The most disturbing statistic is that malnutrition remains at very high levels among Mozambican children. The number of children found to be in a state of chronic malnutrition (i.e whose growth is stunted because they have not received sufficient calories over a lengthy period) fell by just four percentage points, from 48 per cent in 2003 to 44 per cent in 2008.

Acute malnutrition (where the child is in danger of starving to death) stayed at much the same level - five per cent in 2003 and four per cent in 2005.

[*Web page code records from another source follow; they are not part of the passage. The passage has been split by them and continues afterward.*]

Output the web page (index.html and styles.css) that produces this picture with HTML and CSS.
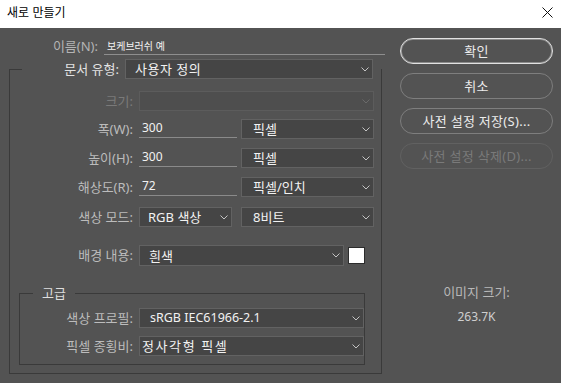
FILE: index.html
```
<!DOCTYPE html>
<html lang="ko">
<head>
<meta charset="utf-8">
<title>새로 만들기</title>
<link rel="stylesheet" href="styles.css">
</head>
<body>
<div class="window">
  <header class="titlebar">
    <span class="title">새로 만들기</span>
    <svg class="close" width="11" height="11" viewBox="0 0 11 11"><path d="M0.5 0.5 L10.5 10.5 M10.5 0.5 L0.5 10.5" stroke="#111" stroke-width="1" fill="none"/></svg>
  </header>
  <main class="body">
    <section class="form">
      <div class="name-row">
        <span class="lbl name-lbl">이름(N):</span>
        <div class="name-input">보케브러쉬 예</div>
      </div>
      <fieldset class="group">
        <legend class="doc-legend">
          <span class="doc-lbl">문서 유형:</span>
          <div class="select doc-select"><span>사용자 정의</span><svg class="chev" width="8" height="5" viewBox="0 0 8 5"><path d="M0.5 0.5 L4 4 L7.5 0.5" fill="none" stroke="#c4c4c4"/></svg></div>
        </legend>

        <div class="row">
          <span class="lbl off">크기:</span>
          <div class="controls">
            <div class="select off w-full"><span></span><svg class="chev" width="8" height="5" viewBox="0 0 8 5"><path d="M0.5 0.5 L4 4 L7.5 0.5" fill="none" stroke="#6a6a6a"/></svg></div>
          </div>
        </div>

        <div class="row r-w">
          <span class="lbl">폭(W):</span>
          <div class="controls">
            <div class="input">300</div>
            <div class="select w-unit"><span>픽셀</span><svg class="chev" width="8" height="5" viewBox="0 0 8 5"><path d="M0.5 0.5 L4 4 L7.5 0.5" fill="none" stroke="#c4c4c4"/></svg></div>
          </div>
        </div>

        <div class="row r-h">
          <span class="lbl">높이(H):</span>
          <div class="controls">
            <div class="input">300</div>
            <div class="select w-unit"><span>픽셀</span><svg class="chev" width="8" height="5" viewBox="0 0 8 5"><path d="M0.5 0.5 L4 4 L7.5 0.5" fill="none" stroke="#c4c4c4"/></svg></div>
          </div>
        </div>

        <div class="row r-r">
          <span class="lbl">해상도(R):</span>
          <div class="controls">
            <div class="input">72</div>
            <div class="select w-unit"><span>픽셀/인치</span><svg class="chev" width="8" height="5" viewBox="0 0 8 5"><path d="M0.5 0.5 L4 4 L7.5 0.5" fill="none" stroke="#c4c4c4"/></svg></div>
          </div>
        </div>

        <div class="row r-m">
          <span class="lbl">색상 모드:</span>
          <div class="controls">
            <div class="select w-mode"><span>RGB 색상</span><svg class="chev" width="8" height="5" viewBox="0 0 8 5"><path d="M0.5 0.5 L4 4 L7.5 0.5" fill="none" stroke="#c4c4c4"/></svg></div>
            <div class="select w-unit"><span>8비트</span><svg class="chev" width="8" height="5" viewBox="0 0 8 5"><path d="M0.5 0.5 L4 4 L7.5 0.5" fill="none" stroke="#c4c4c4"/></svg></div>
          </div>
        </div>

        <div class="row r-bg">
          <span class="lbl">배경 내용:</span>
          <div class="controls bg-controls">
            <div class="select w-bg"><span>흰색</span><svg class="chev" width="8" height="5" viewBox="0 0 8 5"><path d="M0.5 0.5 L4 4 L7.5 0.5" fill="none" stroke="#c4c4c4"/></svg></div>
            <div class="swatch"></div>
          </div>
        </div>

        <fieldset class="adv">
          <legend class="adv-legend">고급</legend>
          <div class="row">
            <span class="lbl lbl-adv">색상 프로필:</span>
            <div class="select w-adv latin"><span>sRGB IEC61966-2.1</span><svg class="chev" width="8" height="5" viewBox="0 0 8 5"><path d="M0.5 0.5 L4 4 L7.5 0.5" fill="none" stroke="#c4c4c4"/></svg></div>
          </div>
          <div class="row r-asp">
            <span class="lbl lbl-adv">픽셀 종횡비:</span>
            <div class="select w-adv tight"><span>정사각형 픽셀</span><svg class="chev" width="8" height="5" viewBox="0 0 8 5"><path d="M0.5 0.5 L4 4 L7.5 0.5" fill="none" stroke="#c4c4c4"/></svg></div>
          </div>
        </fieldset>
      </fieldset>
    </section>

    <aside class="side">
      <button class="btn ok">확인</button>
      <button class="btn">취소</button>
      <button class="btn">사전 설정 저장(S)...</button>
      <button class="btn dis">사전 설정 삭제(D)...</button>
      <div class="info">
        <div class="info-lbl">이미지 크기:</div>
        <div class="info-val">263.7K</div>
      </div>
    </aside>
  </main>
</div>
</body>
</html>
```

FILE: styles.css
```
* { box-sizing: border-box; }

html, body {
  margin: 0;
  padding: 0;
}

body {
  background: #535353;
  font-family: "Noto Sans", "Noto Sans CJK KR", sans-serif;
  font-size: 13px;
  color: #ececec;
}

.window {
  width: 561px;
  height: 383px;
  display: flex;
  flex-direction: column;
}

.titlebar {
  height: 28px;
  flex: none;
  background: #ffffff;
  display: flex;
  align-items: center;
  justify-content: space-between;
  padding: 0 8px 4px 7px;
}

.title {
  font-family: "Noto Sans CJK KR", sans-serif;
  font-size: 12px;
  line-height: 16px;
  color: #000;
}

.close {
  display: block;
}

.body {
  flex: 1;
  display: flex;
  padding: 10px 0 0 9px;
}

.form {
  width: 376px;
  flex: none;
}

.name-row {
  display: flex;
  height: 17px;
}

.lbl {
  width: 123px;
  flex: none;
  text-align: right;
  margin-right: 6px;
  color: #bcbcbc;
  line-height: 20px;
  white-space: nowrap;
}

.name-lbl {
  width: 89px;
  line-height: 17px;
  color: #b4b4b4;
}

.name-input {
  width: 281px;
  height: 17px;
  border-bottom: 1px solid #8e8e8e;
  padding-left: 3px;
  font-size: 10px;
  line-height: 16px;
  color: #f4f4f4;
  font-family: "Noto Sans CJK KR", sans-serif;
}

.group {
  margin: 4px 0 0 0;
  width: 373px;
  min-width: 0;
  border: 1px solid #3a3a3a;
  padding: 12px 0 8px 0;
}

.doc-legend {
  display: flex;
  align-items: center;
  margin-left: 12px;
  padding: 0 8px 0 0;
}

.doc-lbl {
  width: 97px;
  text-align: right;
  margin-right: 6px;
  color: #e2e2e2;
  line-height: 20px;
  white-space: nowrap;
}

.select {
  height: 20px;
  display: flex;
  align-items: center;
  justify-content: space-between;
  background: #454545;
  border: 1px solid #626262;
  padding: 0 3px 0 10px;
  color: #f2f2f2;
  white-space: nowrap;
  line-height: 18px;
}

.chev {
  display: block;
  flex: none;
}

.doc-select { width: 248px; padding-left: 9px; letter-spacing: 0.5px; }

.select.off {
  background: #4e4e4e;
  border-color: #5c5c5c;
}

.lbl.off { color: #7a7a7a; }

.row {
  display: flex;
  align-items: flex-start;
  height: 20px;
}

.r-w { margin-top: 8px; }
.r-h { margin-top: 9px; }
.r-r { margin-top: 9px; }
.r-m { margin-top: 10px; }
.r-bg { margin-top: 18px; height: 21px; }
.r-bg .select { height: 21px; }

.controls {
  width: 235px;
  display: flex;
  justify-content: space-between;
  align-items: flex-start;
}

.bg-controls {
  width: 226px;
  align-items: center;
  height: 21px;
}

.w-full { width: 235px; }
.w-unit { width: 133px; padding-left: 11px; }
.w-mode { width: 93px; padding-left: 8px; }
.w-bg { width: 205px; padding-left: 9px; }

.input {
  width: 98px;
  height: 19px;
  border-bottom: 1px solid #8a8a8a;
  padding-left: 3px;
  font-size: 12px;
  line-height: 18px;
  color: #f2f2f2;
}

.swatch {
  width: 17px;
  height: 17px;
  background: #ffffff;
  border: 1px solid #2c2c2c;
}

.adv {
  margin: 19px 16px 0 9px;
  min-width: 0;
  border: 1px solid #3a3a3a;
  padding: 7px 0 8px 0;
}

.adv-legend {
  margin-left: 13px;
  padding: 0 9px;
  line-height: 16px;
  color: #dedede;
}

.lbl-adv { width: 113px; }

.r-asp { margin-top: 8px; }

.w-adv { width: 225px; }
.latin { font-size: 12.5px; }
.tight { padding-left: 2px; letter-spacing: 1.6px; }

.side {
  width: 153px;
  flex: none;
  margin-left: 15px;
  display: flex;
  flex-direction: column;
  gap: 9px;
}

.btn {
  display: block;
  width: 153px;
  height: 26px;
  border-radius: 13px;
  border: 1px solid #7e7e7e;
  background: transparent;
  color: #ececec;
  font-family: "Noto Sans", "Noto Sans CJK KR", sans-serif;
  font-size: 13px;
  line-height: 18px;
  letter-spacing: 0.3px;
  padding: 0;
  text-align: center;
}

.btn.ok {
  border-color: #e2e2e2;
  box-shadow: inset 0 0 0 1px rgba(210, 210, 210, 0.45);
}

.btn.dis {
  border-color: #616161;
  color: #7a7a7a;
}

.info {
  margin-top: 106px;
  text-align: center;
}

.info-lbl {
  color: #b8b8b8;
  line-height: 16px;
}

.info-val {
  margin-top: 9px;
  font-size: 12px;
  line-height: 16px;
  color: #cfcfcf;
}
```
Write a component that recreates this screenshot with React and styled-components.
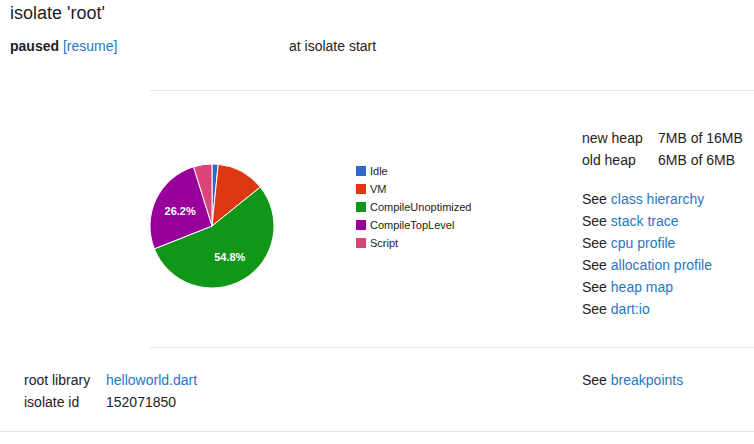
import React from "react";
import styled, { createGlobalStyle } from "styled-components";

const GlobalStyle = createGlobalStyle`
  html, body {
    margin: 0;
    padding: 0;
    background: #fff;
  }
  body {
    font-family: "Liberation Sans", Arial, sans-serif;
    font-size: 14px;
    color: #222;
  }
`;

const Page = styled.div`
  width: 754px;
`;

const Title = styled.h1`
  margin: 0;
  padding: 1px 10px 0;
  height: 23px;
  font-size: 18px;
  font-weight: normal;
  line-height: 24px;
`;

const StatusRow = styled.div`
  display: grid;
  grid-template-columns: 279px 1fr;
  padding: 0 10px;
  margin-top: 11px;
  line-height: 22px;
`;

const Strong = styled.span`
  font-weight: bold;
`;

const Link = styled.a`
  color: #1f77c4;
  text-decoration: none;
  cursor: pointer;
`;

const Overview = styled.div`
  display: flex;
  margin: 33px 0 0 150px;
  padding-bottom: 27px;
  border-top: 1px solid #e6e6e6;
  border-bottom: 1px solid #e6e6e6;
`;

const ChartArea = styled.div`
  flex: 0 0 432px;
  display: flex;
  align-items: flex-start;
  padding-top: 71px;
`;

const PieBox = styled.div`
  margin-left: -2px;
  line-height: 0;
`;

const Legend = styled.ul`
  list-style: none;
  margin: 0 0 0 80px;
  padding: 0;
  font-size: 11px;
  color: #222;
`;

const LegendItem = styled.li`
  display: flex;
  align-items: center;
  height: 18px;
  gap: 4px;
`;

const Swatch = styled.span`
  width: 10px;
  height: 10px;
  background: ${(p) => p.$color};
`;

const SideColumn = styled.div`
  display: flex;
  flex-direction: column;
  padding-top: 36px;
  line-height: 22px;
`;

const KeyValue = styled.div`
  display: grid;
  grid-template-columns: ${(p) => p.$labelWidth}px auto;
`;

const LinkList = styled.div`
  margin-top: 17px;
`;

const Details = styled.div`
  display: flex;
  padding: 21px 0 18px;
  border-bottom: 1px solid #e6e6e6;
  line-height: 22px;
`;

const DetailsLeft = styled.div`
  flex: 0 0 582px;
  padding-left: 24px;
  box-sizing: border-box;
`;

const slices = [
  { name: "Idle", value: 1.6, color: "#3366cc" },
  { name: "VM", value: 12.6, color: "#dc3912" },
  { name: "CompileUnoptimized", value: 54.8, color: "#109618", label: true },
  { name: "CompileTopLevel", value: 26.2, color: "#990099", label: true },
  { name: "Script", value: 4.8, color: "#dd4477" },
];

function point(cx, cy, r, frac) {
  const a = frac * Math.PI * 2;
  return [cx + r * Math.sin(a), cy - r * Math.cos(a)];
}

function Pie({ data, size = 128, radius = 62 }) {
  const c = size / 2;
  let acc = 0;
  const total = data.reduce((s, d) => s + d.value, 0);
  const parts = data.map((d) => {
    const start = acc / total;
    acc += d.value;
    const end = acc / total;
    const [x1, y1] = point(c, c, radius, start);
    const [x2, y2] = point(c, c, radius, end);
    const large = end - start > 0.5 ? 1 : 0;
    const [lx, ly] = point(c, c, radius * 0.57, (start + end) / 2);
    return { ...d, path: `M${c},${c} L${x1},${y1} A${radius},${radius} 0 ${large} 1 ${x2},${y2} Z`, lx, ly };
  });
  return (
    <svg width={size} height={size} viewBox={`0 0 ${size} ${size}`}>
      {parts.map((p) => (
        <path key={p.name} d={p.path} fill={p.color} stroke="#fff" strokeWidth="1" />
      ))}
      {parts
        .filter((p) => p.label)
        .map((p) => (
          <text
            key={p.name + "-l"}
            x={p.lx}
            y={p.ly + 4}
            textAnchor="middle"
            fill="#fff"
            fontSize="11"
            fontWeight="bold"
            fontFamily="Liberation Sans, Arial, sans-serif"
          >
            {p.value}%
          </text>
        ))}
    </svg>
  );
}

const seeLinks = [
  "class hierarchy",
  "stack trace",
  "cpu profile",
  "allocation profile",
  "heap map",
  "dart:io",
];

export default function App() {
  return (
    <Page>
      <GlobalStyle />
      <Title>isolate 'root'</Title>
      <StatusRow>
        <div>
          <Strong>paused</Strong> <Link>[resume]</Link>
        </div>
        <div>at isolate start</div>
      </StatusRow>

      <Overview>
        <ChartArea>
          <PieBox>
            <Pie data={slices} />
          </PieBox>
          <Legend>
            {slices.map((s) => (
              <LegendItem key={s.name}>
                <Swatch $color={s.color} />
                {s.name}
              </LegendItem>
            ))}
          </Legend>
        </ChartArea>
        <SideColumn>
          <KeyValue $labelWidth={76}>
            <span>new heap</span>
            <span>7MB of 16MB</span>
            <span>old heap</span>
            <span>6MB of 6MB</span>
          </KeyValue>
          <LinkList>
            {seeLinks.map((l) => (
              <div key={l}>
                See <Link>{l}</Link>
              </div>
            ))}
          </LinkList>
        </SideColumn>
      </Overview>

      <Details>
        <DetailsLeft>
          <KeyValue $labelWidth={82}>
            <span>root library</span>
            <Link>helloworld.dart</Link>
            <span>isolate id</span>
            <span>152071850</span>
          </KeyValue>
        </DetailsLeft>
        <div>
          See <Link>breakpoints</Link>
        </div>
      </Details>
    </Page>
  );
}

Malnutrition is much worse in the north of the country than in the south - even though the northern provinces are the most fertile parts of Mozambique and rarely suffer from prolonged drought. The worst figure is from Cabo Delgado where 56 per cent of children are chronically malnourished, followed by Nampula with 51 per cent.

Maputo city is easily the most prosperous part of the country. But even so, 25 per cent of the city's children are chronically malnourished.

Access to clean drinking water has steadily improved, but still covers less than half the population. In 2003, 36 per cent of the population had access to a safe source of water, and by 2008 the figure had reached 43 per cent. Urban clean water coverage rose from 66 to 70 per cent, while in the countryside the improvement was from 23 to 30 per cent.

The percentage of people with safe sanitation rose from 34 to 47 per cent, but this was mostly in the towns - in the countryside the rise was from four to six per cent. More encouragingly the number of people who had no sanitation at all (and so defecated in the open) fell from 51 to 42 per cent between 2003 and 2008.